The government in Wales is standing firm on its decision to begin a cull of badgers on farmland in west Wales next month despite mounting protest from wildlife groups.
Feelings were running high when around 200 supporters of Pembrokeshire Against The Cull gathered outside the offices of rural affairs minister Elin Jones at the Senedd on Monday 8 March.
The group held the rally to urge the Welsh Assembly Government to abandon the cull. But the government said the cull will help tackle the spread of bovine TB in cattle and will press ahead with it.
It said bovine TB is a serious animal health and welfare issue as well as a huge cost to the taxpayer. Over the past 10 years the government had spent almost £100m of taxpayers’ money on compensation alone for slaughtering cattle with TB.
The protesters who gathered at the Senedd on Monday want to see tighter cattle controls, arguing that the cull will devastate wildlife.

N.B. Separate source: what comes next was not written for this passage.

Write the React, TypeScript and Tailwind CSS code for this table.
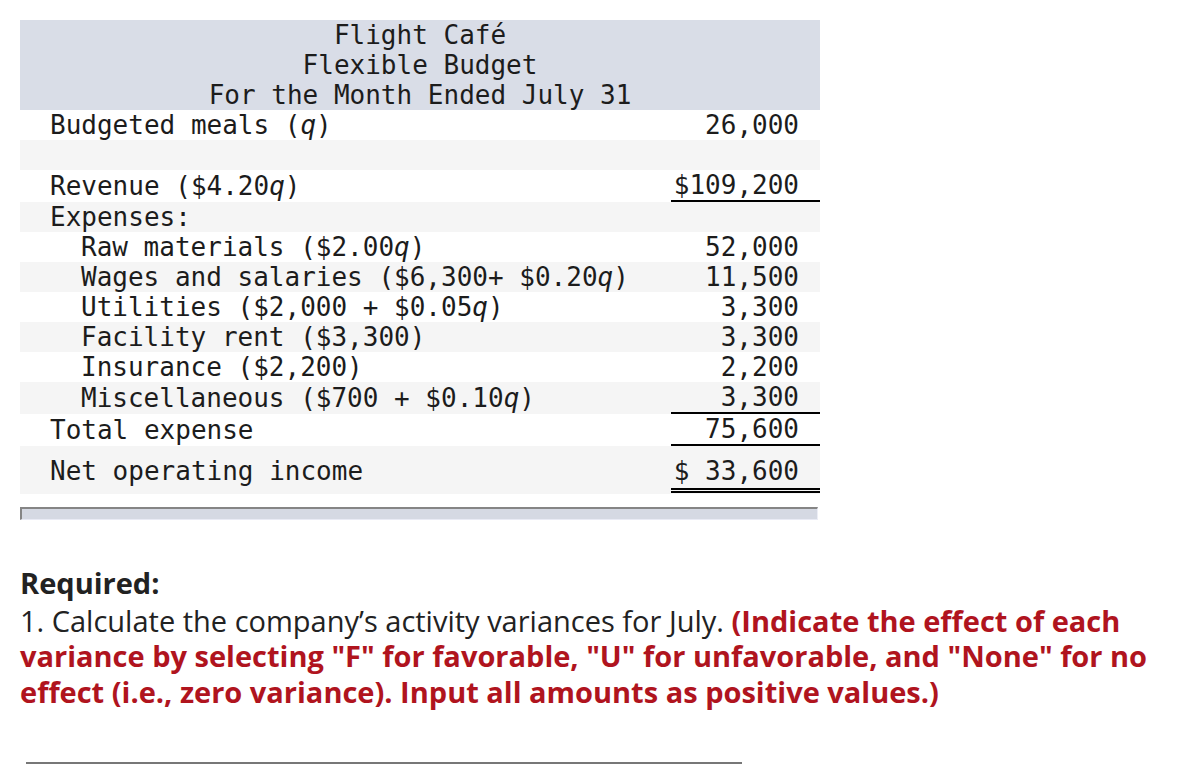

But Stephen James, deputy president of NFU Cymru, who has had repeated TB breakdowns in his Holstein Friesian herd in Pembrokeshire since 1993, said stringent measures had already been implemented to deal with the problem in cattle and this resulted in an increase in cases of bovine TB.
Mr James urged the government not to waver in its holistic approach to the disease. Referring to the protest he said: “Everyone has the right to protest [but] the decision to cull badgers was taken through a democratic process.”
Mr James admitted farmers in the cull area had expressed concerns about the threat of action by protesters as the cull date approached.
“It is without doubt a controversial subject and the concerns are not over people who will protest peacefully but those who get stirred up by the event and not the cause,” he said.